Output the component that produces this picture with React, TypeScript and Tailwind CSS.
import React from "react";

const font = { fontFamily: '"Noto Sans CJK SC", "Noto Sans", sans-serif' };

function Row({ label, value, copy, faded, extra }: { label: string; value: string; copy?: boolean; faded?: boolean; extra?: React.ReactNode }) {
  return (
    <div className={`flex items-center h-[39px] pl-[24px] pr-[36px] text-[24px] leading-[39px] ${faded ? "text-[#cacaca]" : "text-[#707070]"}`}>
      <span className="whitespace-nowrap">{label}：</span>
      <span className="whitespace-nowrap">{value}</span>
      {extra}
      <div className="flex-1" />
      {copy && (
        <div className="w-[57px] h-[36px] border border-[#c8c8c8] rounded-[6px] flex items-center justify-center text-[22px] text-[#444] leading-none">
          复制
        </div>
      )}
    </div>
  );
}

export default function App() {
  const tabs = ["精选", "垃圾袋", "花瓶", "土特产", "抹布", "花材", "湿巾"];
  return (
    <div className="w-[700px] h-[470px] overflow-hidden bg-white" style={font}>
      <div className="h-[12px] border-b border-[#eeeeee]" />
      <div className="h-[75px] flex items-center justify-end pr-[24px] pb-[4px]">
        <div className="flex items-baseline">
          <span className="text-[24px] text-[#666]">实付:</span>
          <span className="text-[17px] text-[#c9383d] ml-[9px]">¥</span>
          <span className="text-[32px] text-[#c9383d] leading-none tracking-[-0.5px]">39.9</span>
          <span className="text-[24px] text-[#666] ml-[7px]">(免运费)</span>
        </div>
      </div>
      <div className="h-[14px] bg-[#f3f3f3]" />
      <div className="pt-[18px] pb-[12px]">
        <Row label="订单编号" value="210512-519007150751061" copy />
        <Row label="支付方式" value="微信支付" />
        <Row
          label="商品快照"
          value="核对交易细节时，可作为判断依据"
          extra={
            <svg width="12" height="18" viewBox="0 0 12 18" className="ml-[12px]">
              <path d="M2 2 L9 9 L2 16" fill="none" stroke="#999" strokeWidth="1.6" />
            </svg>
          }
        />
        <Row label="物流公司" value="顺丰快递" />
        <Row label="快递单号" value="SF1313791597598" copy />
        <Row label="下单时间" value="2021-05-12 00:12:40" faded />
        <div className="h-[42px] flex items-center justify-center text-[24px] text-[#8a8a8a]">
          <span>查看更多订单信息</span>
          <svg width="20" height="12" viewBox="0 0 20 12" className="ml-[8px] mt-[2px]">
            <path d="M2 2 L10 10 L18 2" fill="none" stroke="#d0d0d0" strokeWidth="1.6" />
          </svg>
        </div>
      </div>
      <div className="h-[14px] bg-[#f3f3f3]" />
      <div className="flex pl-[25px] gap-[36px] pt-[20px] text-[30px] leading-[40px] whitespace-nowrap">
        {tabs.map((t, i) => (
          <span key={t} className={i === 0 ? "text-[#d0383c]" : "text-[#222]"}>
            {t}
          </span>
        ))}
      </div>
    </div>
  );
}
-*-
All of the data above should be transcribed exactly.

Output the component that produces this picture with React, TypeScript and Tailwind CSS.
import React from "react";

const font = { fontFamily: '"Noto Sans CJK SC", "Noto Sans", sans-serif' };

function Row({ label, value, copy, faded, extra }: { label: string; value: string; copy?: boolean; faded?: boolean; extra?: React.ReactNode }) {
  return (
    <div className={`flex items-center h-[39px] pl-[24px] pr-[36px] text-[24px] leading-[39px] ${faded ? "text-[#cacaca]" : "text-[#707070]"}`}>
      <span className="whitespace-nowrap">{label}：</span>
      <span className="whitespace-nowrap">{value}</span>
      {extra}
      <div className="flex-1" />
      {copy && (
        <div className="w-[57px] h-[36px] border border-[#c8c8c8] rounded-[6px] flex items-center justify-center text-[22px] text-[#444] leading-none">
          复制
        </div>
      )}
    </div>
  );
}

export default function App() {
  const tabs = ["精选", "垃圾袋", "花瓶", "土特产", "抹布", "花材", "湿巾"];
  return (
    <div className="w-[700px] h-[470px] overflow-hidden bg-white" style={font}>
      <div className="h-[12px] border-b border-[#eeeeee]" />
      <div className="h-[75px] flex items-center justify-end pr-[24px] pb-[4px]">
        <div className="flex items-baseline">
          <span className="text-[24px] text-[#666]">实付:</span>
          <span className="text-[17px] text-[#c9383d] ml-[9px]">¥</span>
          <span className="text-[32px] text-[#c9383d] leading-none tracking-[-0.5px]">39.9</span>
          <span className="text-[24px] text-[#666] ml-[7px]">(免运费)</span>
        </div>
      </div>
      <div className="h-[14px] bg-[#f3f3f3]" />
      <div className="pt-[18px] pb-[12px]">
        <Row label="订单编号" value="210512-519007150751061" copy />
        <Row label="支付方式" value="微信支付" />
        <Row
          label="商品快照"
          value="核对交易细节时，可作为判断依据"
          extra={
            <svg width="12" height="18" viewBox="0 0 12 18" className="ml-[12px]">
              <path d="M2 2 L9 9 L2 16" fill="none" stroke="#999" strokeWidth="1.6" />
            </svg>
          }
        />
        <Row label="物流公司" value="顺丰快递" />
        <Row label="快递单号" value="SF1313791597598" copy />
        <Row label="下单时间" value="2021-05-12 00:12:40" faded />
        <div className="h-[42px] flex items-center justify-center text-[24px] text-[#8a8a8a]">
          <span>查看更多订单信息</span>
          <svg width="20" height="12" viewBox="0 0 20 12" className="ml-[8px] mt-[2px]">
            <path d="M2 2 L10 10 L18 2" fill="none" stroke="#d0d0d0" strokeWidth="1.6" />
          </svg>
        </div>
      </div>
      <div className="h-[14px] bg-[#f3f3f3]" />
      <div className="flex pl-[25px] gap-[36px] pt-[20px] text-[30px] leading-[40px] whitespace-nowrap">
        {tabs.map((t, i) => (
          <span key={t} className={i === 0 ? "text-[#d0383c]" : "text-[#222]"}>
            {t}
          </span>
        ))}
      </div>
    </div>
  );
}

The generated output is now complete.